1. If you know a lock is coming up, drop off a crewmember before you get there to walk on up ahead of the boat. At busy times, there may be a “queue” of narrowboats waiting to use the lock and they can be hard to distinguish from those genuinely moored on the canal bank. The only way to be sure of interpreting the scene correctly, is to walk up to the lock and chat to boaters on the way.
2. It is courteous to check for canal boats which may be approaching from the other direction. If the lock is set in their favour (i.e. empty if they are going up or full if they are going down), allow them to go first.

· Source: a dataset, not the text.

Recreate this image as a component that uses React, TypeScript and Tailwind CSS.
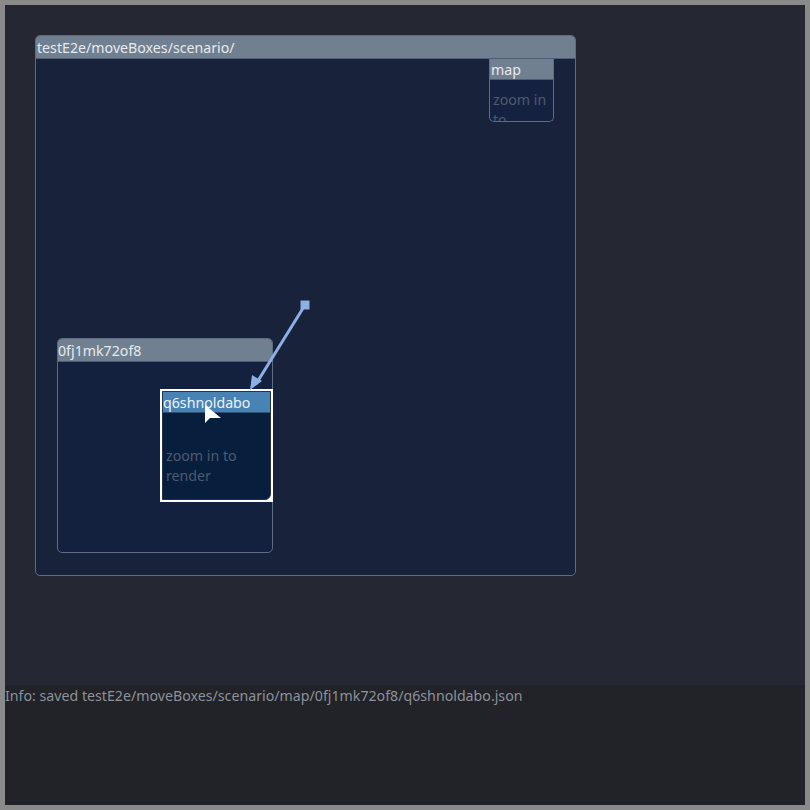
import React from "react";

const font = { fontFamily: '"Noto Sans", "Open Sans", sans-serif' };

export default function App() {
  return (
    <div className="w-[810px] h-[810px] bg-[#8a8a8a] p-[5px] text-[14.2px]" style={font}>
      <div className="w-full h-full flex flex-col">
        <div className="relative h-[680px] bg-[#252832] overflow-hidden">
          {/* outer box */}
          <div className="absolute left-[30px] top-[30px] w-[541px] h-[541px] rounded-[5px] border border-[#5d6b85] bg-[#18223a] overflow-hidden">
            <div className="h-[23px] bg-[#718090] border-b border-[#4f5d74] leading-[23px] text-[#e6e9ee] pl-[1px]">
              testE2e/moveBoxes/scenario/
            </div>
            {/* map box */}
            <div className="absolute left-[453px] top-[23px] w-[65px] h-[63px] rounded-b-[5px] border border-t-0 border-[#5d6b85] bg-[#152140] overflow-hidden">
              <div className="h-[21px] bg-[#718090] border-b border-[#4f5d74] leading-[21px] text-[#e6e9ee] pl-[1px]">
                map
              </div>
              <div className="px-[3px] pt-[10px] leading-[20px] text-[#4e5a6e]">
                zoom in to render
              </div>
            </div>
            {/* 0fj box */}
            <div className="absolute left-[21px] top-[302px] w-[216px] h-[215px] rounded-[5px] border border-[#5d6b85] bg-[#13213f] overflow-hidden">
              <div className="h-[23px] bg-[#718090] border-b border-[#4f5d74] leading-[23px] text-[#e6e9ee]">
                0fj1mk72of8
              </div>
            </div>
          </div>
          {/* selected box */}
          <div className="absolute left-[155px] top-[384px] w-[113px] h-[113px] border-2 border-white bg-white">
            <div className="relative w-full h-full border border-[#23344f] rounded-br-[6px] bg-[#071f3d] overflow-hidden">
              <div className="h-[21px] bg-[#4883b6] border-b border-[#2c4f70] leading-[21px] text-[#eef2f6]">
                q6shnoldabo
              </div>
              <div className="px-[3px] pt-[33px] leading-[20px] text-[#4e5a6e]">
                zoom in to
                <br />
                render
              </div>
            </div>
          </div>
          {/* arrow + cursor */}
          <svg className="absolute left-0 top-0" width="800" height="680" viewBox="0 0 800 680">
            <rect x="295.5" y="295.5" width="9" height="9" fill="#8eaee6" />
            <line x1="300" y1="300" x2="251" y2="379" stroke="#8eaee6" strokeWidth="3" />
            <polygon points="245,385 247,370 257,376" fill="#8eaee6" />
            <polygon points="200,400 200,418 205,413 216,413" fill="#ffffff" />
          </svg>
        </div>
        <div className="flex-1 bg-[#212328] leading-[21px] text-[#8c919a]">
          Info: saved testE2e/moveBoxes/scenario/map/0fj1mk72of8/q6shnoldabo.json
        </div>
      </div>
    </div>
  );
}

3. If the lock is wide enough, it is common practice to share with another boat going in the same direction. This conserves water and effort, and can be one of the most enjoyable ways to meet other narrowboaters.
4. Don’t automatically assume that you should “help” by opening paddles for another boat. Many boaters and crew like to control the speed at which the paddles open, to protect their narrowboat from the inrush of water. By all means offer to open the paddles, but take guidance as to when and how quickly, and don’t be offended if your offer is declined.
(As an aside, we would advise you to open the ground paddles first. Not all the locks along the Grand Union Leicester Line have ground paddles – many only have the gate paddle which is operated by a spindle on the gate itself. But if you do spot ground paddles, open those first. When the lock pound is half full, slowly open the gate paddles. This method will create less turbulence as the lock pound fills with water.)
5. Always close the paddles and gates before you leave the lock. The only exception to this rule is if it makes most sense to leave the gates open for a boat which is already approaching.
It’s worth pointing out that boaters are lovely, generous, forgiving folk who will do their best to help if you get into a pickle. Soon you will be counting yourself among them!